An accident prone Englishman living in Holland since 2001. Still not great with the language but fin...
Invader Stu: Warning signs that you are becoming Dutch
01 October 2012, by Stuart BSpend any amount of time in Holland and you are bound to pick up a few habits from the locals. It’s good to become integrated but there are some warning signs that you might be becoming "too" Dutch. You have been warned.
› You no longer freak out when someone reminds you that the entire country is below sea level.
› You’ve forgotten what hills and mountains look like.

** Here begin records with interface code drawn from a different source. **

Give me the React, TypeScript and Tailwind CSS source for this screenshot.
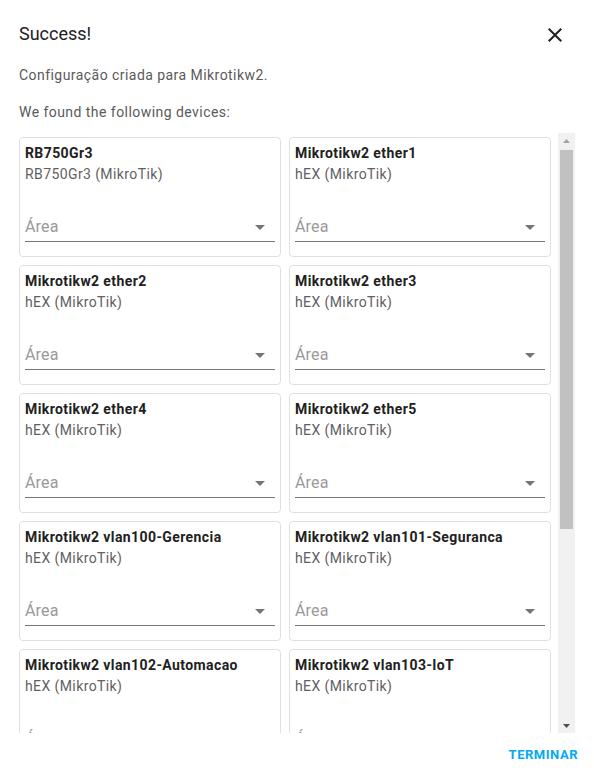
const devices = [
  { name: 'RB750Gr3', model: 'RB750Gr3 (MikroTik)' },
  { name: 'Mikrotikw2 ether1', model: 'hEX (MikroTik)' },
  { name: 'Mikrotikw2 ether2', model: 'hEX (MikroTik)' },
  { name: 'Mikrotikw2 ether3', model: 'hEX (MikroTik)' },
  { name: 'Mikrotikw2 ether4', model: 'hEX (MikroTik)' },
  { name: 'Mikrotikw2 ether5', model: 'hEX (MikroTik)' },
  { name: 'Mikrotikw2 vlan100-Gerencia', model: 'hEX (MikroTik)' },
  { name: 'Mikrotikw2 vlan101-Seguranca', model: 'hEX (MikroTik)' },
  { name: 'Mikrotikw2 vlan102-Automacao', model: 'hEX (MikroTik)' },
  { name: 'Mikrotikw2 vlan103-IoT', model: 'hEX (MikroTik)' },
];

function DeviceCard({ name, model }: { name: string; model: string }) {
  return (
    <div className="h-[120px] rounded border border-[#e0e0e0] px-[5px] pt-[6px] flex flex-col">
      <div className="text-[14px] leading-[18px] font-bold tracking-[0.4px] text-[#212121]">{name}</div>
      <div className="text-[14px] leading-[20px] mt-[2px] tracking-[0.4px] text-[#5f5f5f]">{model}</div>
      <div className="mt-[33px] flex items-center justify-between border-b border-[#757575] pb-[4px]">
        <span className="text-[16px] leading-[20px] tracking-[0.15px] text-[#9a9a9a]">Área</span>
        <svg width="10" height="5" viewBox="0 0 10 5" className="mr-[10px]">
          <path d="M0 0 L10 0 L5 5 Z" fill="#757575" />
        </svg>
      </div>
    </div>
  );
}

function FakeScrollbar() {
  return (
    <div className="w-[17px] shrink-0 bg-[#f1f1f1] flex flex-col items-stretch">
      <div className="h-[15px] flex items-center justify-center">
        <svg width="7" height="4" viewBox="0 0 7 4">
          <path d="M0 4 L7 4 L3.5 0 Z" fill="#a3a3a3" />
        </svg>
      </div>
      <div className="h-[379px] mt-[2px] mx-[2px] bg-[#c1c1c1]" />
      <div className="flex-1" />
      <div className="h-[15px] flex items-center justify-center">
        <svg width="7" height="4" viewBox="0 0 7 4">
          <path d="M0 0 L7 0 L3.5 4 Z" fill="#505050" />
        </svg>
      </div>
    </div>
  );
}

export default function App() {
  return (
    <div
      className="w-[594px] h-[775px] bg-white flex flex-col"
      style={{ fontFamily: 'Roboto, "Liberation Sans", sans-serif' }}
    >
      <div className="flex items-center justify-between pl-[19px] pr-[27px] pt-[20px]">
        <h2 className="text-[18px] leading-[26px] text-[#212121]">Success!</h2>
        <button className="text-[#212121] mt-[3px]">
          <svg width="24" height="24" viewBox="0 0 24 24" fill="currentColor">
            <path d="M19 6.41 17.59 5 12 10.59 6.41 5 5 6.41 10.59 12 5 17.59 6.41 19 12 13.41 17.59 19 19 17.59 13.41 12z" />
          </svg>
        </button>
      </div>
      <p className="pl-[19px] mt-[18px] text-[14px] leading-[20px] tracking-[0.45px] text-[#5a5a5a]">
        Configuração criada para Mikrotikw2.
      </p>
      <p className="pl-[19px] mt-[17px] text-[14px] leading-[20px] tracking-[0.45px] text-[#5a5a5a]">
        We found the following devices:
      </p>
      <div className="ml-[19px] mt-[11px] h-[600px] w-[556px] flex">
        <div className="flex-1 overflow-hidden">
          <div className="grid grid-cols-[262px_262px] gap-2 pt-[4px]">
            {devices.map((d) => (
              <DeviceCard key={d.name} name={d.name} model={d.model} />
            ))}
          </div>
        </div>
        <FakeScrollbar />
      </div>
      <div className="flex justify-end pr-[16px] pt-[14px]">
        <button className="text-[13px] leading-[16px] font-bold tracking-[0.04em] text-[#03a9f4]">
          TERMINAR
        </button>
      </div>
    </div>
  );
}
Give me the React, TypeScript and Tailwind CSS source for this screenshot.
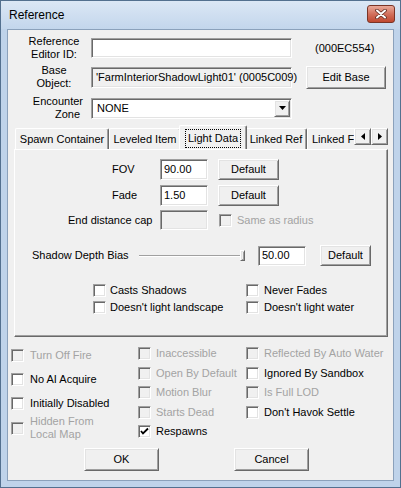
import React from 'react';

const sunken =
  'border border-t-[#a0a0a0] border-l-[#a0a0a0] border-r-white border-b-white shadow-[inset_1px_1px_0_#696969,inset_-1px_-1px_0_#e3e3e3]';
const raised =
  'border border-t-white border-l-white border-r-[#696969] border-b-[#696969] shadow-[inset_1px_1px_0_#e3e3e3,inset_-1px_-1px_0_#a0a0a0] bg-[#f0f0f0]';

const Button: React.FC<{ label: string; className: string }> = ({ label, className }) => (
  <div className={`${raised} flex shrink-0 items-center justify-center ${className}`}>{label}</div>
);

interface CheckProps {
  label: React.ReactNode;
  checked?: boolean;
  disabled?: boolean;
  gap?: string;
  className?: string;
}

const Check: React.FC<CheckProps> = ({ label, checked, disabled, gap = 'ml-[5px]', className = '' }) => (
  <div className={`flex items-center ${className}`}>
    <div
      className={`${sunken} flex h-[13px] w-[13px] shrink-0 items-center justify-center ${
        disabled ? 'bg-[#f0f0f0]' : 'bg-white'
      }`}
    >
      {checked && (
        <svg width="9" height="9" viewBox="0 0 9 9">
          <path d="M1 4 L3 6.5 L8 1.5" stroke="#000" strokeWidth="1.8" fill="none" />
        </svg>
      )}
    </div>
    <span className={`${gap} ${disabled ? 'text-[#a3a3a3]' : 'text-black'}`}>{label}</span>
  </div>
);

const Tab: React.FC<{ label: string; w: string; align?: string }> = ({ label, w, align = 'justify-center' }) => (
  <div
    className={`${w} h-[21px] shrink-0 rounded-t-[2px] border-l border-t border-r border-l-white border-t-white border-r-[#696969] shadow-[inset_-1px_0_0_#a0a0a0] flex items-center ${align} whitespace-nowrap`}
  >
    {label}
  </div>
);

const Arrow: React.FC<{ dir: 'left' | 'right' }> = ({ dir }) => (
  <div className={`${raised} flex h-[17px] w-[17px] items-center justify-center`}>
    <svg width="4" height="7" viewBox="0 0 4 7">
      {dir === 'left' ? <path d="M4 0 L0 3.5 L4 7 Z" fill="#000" /> : <path d="M0 0 L4 3.5 L0 7 Z" fill="#000" />}
    </svg>
  </div>
);

export default function App() {
  return (
    <div
      className="flex h-[488px] w-[401px] flex-col border border-[#53708f] bg-[#bfd3ea] px-[6px] pb-[6px] text-[11px] leading-[13px] text-black"
      style={{ fontFamily: '"Liberation Sans", Arial, sans-serif' }}
    >
      {/* title bar */}
      <div className="-mx-[6px] flex h-[28px] shrink-0 items-start justify-between bg-gradient-to-b from-[#dbe7f5] to-[#c3d6ec] px-[6px]">
        <span className="mt-[8px] pl-[2px] text-[12px]">Reference</span>
        <div className="-mr-[1px] mt-[4px] flex h-[18px] w-[28px] items-center justify-center rounded-[3px] border border-[#7a3426] bg-gradient-to-b from-[#e9a99a] via-[#d2705c] to-[#c0472f]">
          <svg width="12" height="10" viewBox="0 0 12 10">
            <path d="M2 1.5 L10 8.5 M10 1.5 L2 8.5" stroke="#5e2a20" strokeWidth="3.6" strokeLinecap="round" />
            <path d="M2 1.5 L10 8.5 M10 1.5 L2 8.5" stroke="#fff" strokeWidth="2" strokeLinecap="round" />
          </svg>
        </div>
      </div>

      {/* client area */}
      <div className="flex flex-1 flex-col border border-[#8ba1bb] bg-[#f0f0f0]">
        {/* Reference Editor ID */}
        <div className="mt-[5px] flex h-[26px] items-center">
          <div className="ml-[12px] w-[68px] text-center">
            Reference
            <br />
            Editor ID:
          </div>
          <div className={`${sunken} ml-[3px] h-[20px] w-[201px] bg-white`} />
          <span className="ml-[23px]">(000EC554)</span>
        </div>

        {/* Base Object */}
        <div className="mt-[3px] flex h-[26px] items-center">
          <div className="ml-[12px] w-[68px] text-center">
            Base
            <br />
            Object:
          </div>
          <div className={`${sunken} ml-[3px] flex h-[21px] w-[201px] items-center bg-[#f0f0f0] pl-[4px] whitespace-nowrap`}>
            'FarmInteriorShadowLight01' (0005C009)
          </div>
          <Button label="Edit Base" className="ml-[14px] h-[23px] w-[80px]" />
        </div>

        {/* Encounter Zone */}
        <div className="mt-[5px] flex h-[26px] items-center">
          <div className="ml-[12px] w-[68px] text-right">
            <div className="pr-[5px]">Encounter</div>
            <div className="pr-[8px]">Zone</div>
          </div>
          <div className={`${sunken} ml-[3px] flex h-[21px] w-[201px] items-center justify-between bg-white pl-[5px] pr-[1px]`}>
            <span>NONE</span>
            <div className={`${raised} flex h-[17px] w-[16px] items-center justify-center`}>
              <svg width="7" height="4" viewBox="0 0 7 4">
                <path d="M0 0 L7 0 L3.5 4 Z" fill="#000" />
              </svg>
            </div>
          </div>
        </div>

        {/* tabs */}
        <div className="mt-[4px] flex h-[24px] items-end">
          <div className="ml-[7px] flex h-[24px] w-[339px] items-end overflow-hidden">
            <Tab label="Spawn Container" w="w-[94px]" />
            <Tab label="Leveled Item" w="w-[72px]" />
            <div className="relative z-10 -mx-[2px] -mb-px flex h-[25px] w-[68px] shrink-0 items-center justify-center rounded-t-[2px] border-l border-t border-r border-l-white border-t-white border-r-[#696969] bg-[#f0f0f0] shadow-[inset_-1px_0_0_#a0a0a0]">
              <span className="border border-dotted border-black px-[2px] py-[2px]">Light Data</span>
            </div>
            <Tab label="Linked Ref" w="w-[62px]" />
            <Tab label="Linked F" w="w-[60px]" align="justify-start pl-[4px]" />
          </div>
          <div className="mb-[4px] flex">
            <Arrow dir="left" />
            <Arrow dir="right" />
          </div>
        </div>

        {/* tab panel */}
        <div className="ml-[6px] flex h-[188px] w-[374px] flex-col border border-t-white border-l-white border-r-[#696969] border-b-[#696969] shadow-[inset_-1px_-1px_0_#a0a0a0]">
          <div className="mt-[9px] flex h-[21px] items-center">
            <span className="ml-[97px] w-[48px]">FOV</span>
            <div className={`${sunken} flex h-[21px] w-[48px] items-center bg-white pl-[3px]`}>90.00</div>
            <Button label="Default" className="ml-[10px] h-[21px] w-[61px]" />
          </div>
          <div className="mt-[5px] flex h-[21px] items-center">
            <span className="ml-[97px] w-[48px]">Fade</span>
            <div className={`${sunken} flex h-[21px] w-[48px] items-center bg-white pl-[3px]`}>1.50</div>
            <Button label="Default" className="ml-[10px] h-[21px] w-[61px]" />
          </div>
          <div className="mt-[4px] flex h-[20px] items-center">
            <span className="ml-[53px] w-[92px]">End distance cap</span>
            <div className={`${sunken} h-[20px] w-[48px] bg-[#f0f0f0]`} />
            <Check label="Same as radius" disabled className="ml-[11px]" />
          </div>
          <div className="mt-[15px] flex h-[21px] items-center">
            <span className="ml-[17px] w-[107px]">Shadow Depth Bias</span>
            <div className="flex h-[21px] w-[106px] items-center">
              <div className="h-[2px] flex-1 border-t border-b border-t-[#a0a0a0] border-b-white" />
              <div className={`${raised} h-[11px] w-[5px]`} />
            </div>
            <div className={`${sunken} ml-[13px] flex h-[20px] w-[48px] items-center bg-white pl-[3px]`}>50.00</div>
            <Button label="Default" className="ml-[14px] h-[21px] w-[51px]" />
          </div>
          <div className="mt-[17px] flex h-[15px] items-center">
            <Check label="Casts Shadows" gap="ml-[4px]" className="ml-[78px] w-[153px]" />
            <Check label="Never Fades" />
          </div>
          <div className="mt-[2px] flex h-[15px] items-center">
            <Check label="Doesn't light landscape" gap="ml-[4px]" className="ml-[78px] w-[153px]" />
            <Check label="Doesn't light water" />
          </div>
        </div>

        {/* flags */}
        <div className="mt-[6px] flex">
          <div className="ml-[3px] flex w-[127px] flex-col">
            <Check label="Turn Off Fire" disabled gap="ml-[6px]" className="h-[24px]" />
            <Check label="No AI Acquire" gap="ml-[6px]" className="h-[24px]" />
            <Check label="Initially Disabled" gap="ml-[6px]" className="h-[24px]" />
            <Check
              label={
                <>
                  Hidden From
                  <br />
                  Local Map
                </>
              }
              disabled
              gap="ml-[6px]"
              className="h-[26px]"
            />
          </div>
          <div className="mt-[1px] flex w-[108px] flex-col">
            <Check label="Inaccessible" disabled className="h-[19.5px]" />
            <Check label="Open By Default" disabled className="h-[19.5px]" />
            <Check label="Motion Blur" disabled className="h-[19.5px]" />
            <Check label="Starts Dead" disabled className="h-[19.5px]" />
            <Check label="Respawns" checked className="h-[19.5px]" />
          </div>
          <div className="mt-[1px] flex flex-col">
            <Check label="Reflected By Auto Water" disabled className="h-[19.5px]" />
            <Check label="Ignored By Sandbox" className="h-[19.5px]" />
            <Check label="Is Full LOD" disabled className="h-[19.5px]" />
            <Check label="Don't Havok Settle" className="h-[19.5px]" />
          </div>
        </div>

        <div className="mt-[6px] flex">
          <Button label="OK" className="ml-[76px] h-[23px] w-[75px]" />
          <Button label="Cancel" className="ml-[75px] h-[23px] w-[75px]" />
        </div>
      </div>
    </div>
  );
}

› You’ve discovered a way of using the friendly greeting "hello" as a sarcastic insult.
› You’ve developed a natural instinct to sit in a circle at any party or social gathering that you are invited to.
› You’ve continued to ride the same bike for the past two years despite the rather unhealthy and painful squeaking sound it has developed (which causes nearby pedestrians to bleed from their ears).
› You’ve shouted at tourists while cycling past on a bike.
› You’ve "pimped" your bike with fake flowers.
› You own either: a large pair of novelty orange glasses, a large novelty orange inflatable crown, an orange feather boa and / or a pair of orange dungarees that you wear at any event that requires a display of Dutch pride (Queens Day, Football matches, etc).
› You’ve developed an unhealthy obsession with mixing random vegetables with mashed potatoes.
› You actually understood the above joke.
› You now consider mayonnaise to be its own food group.

› You think standing on the fragile ice over the city’s polluted (and often peed in) canals in large numbers is a good idea.
› You get excited about "Pepernoten Season."
› You now say "half a year" instead of "six months."
› You’ve eaten raw herring without it being part of a bet you lost.
› You’ve stuck up for Sinterklaas in the annual Sinterklaas vs. Santa argument (and Zwarte Piet has started to seem less offensive).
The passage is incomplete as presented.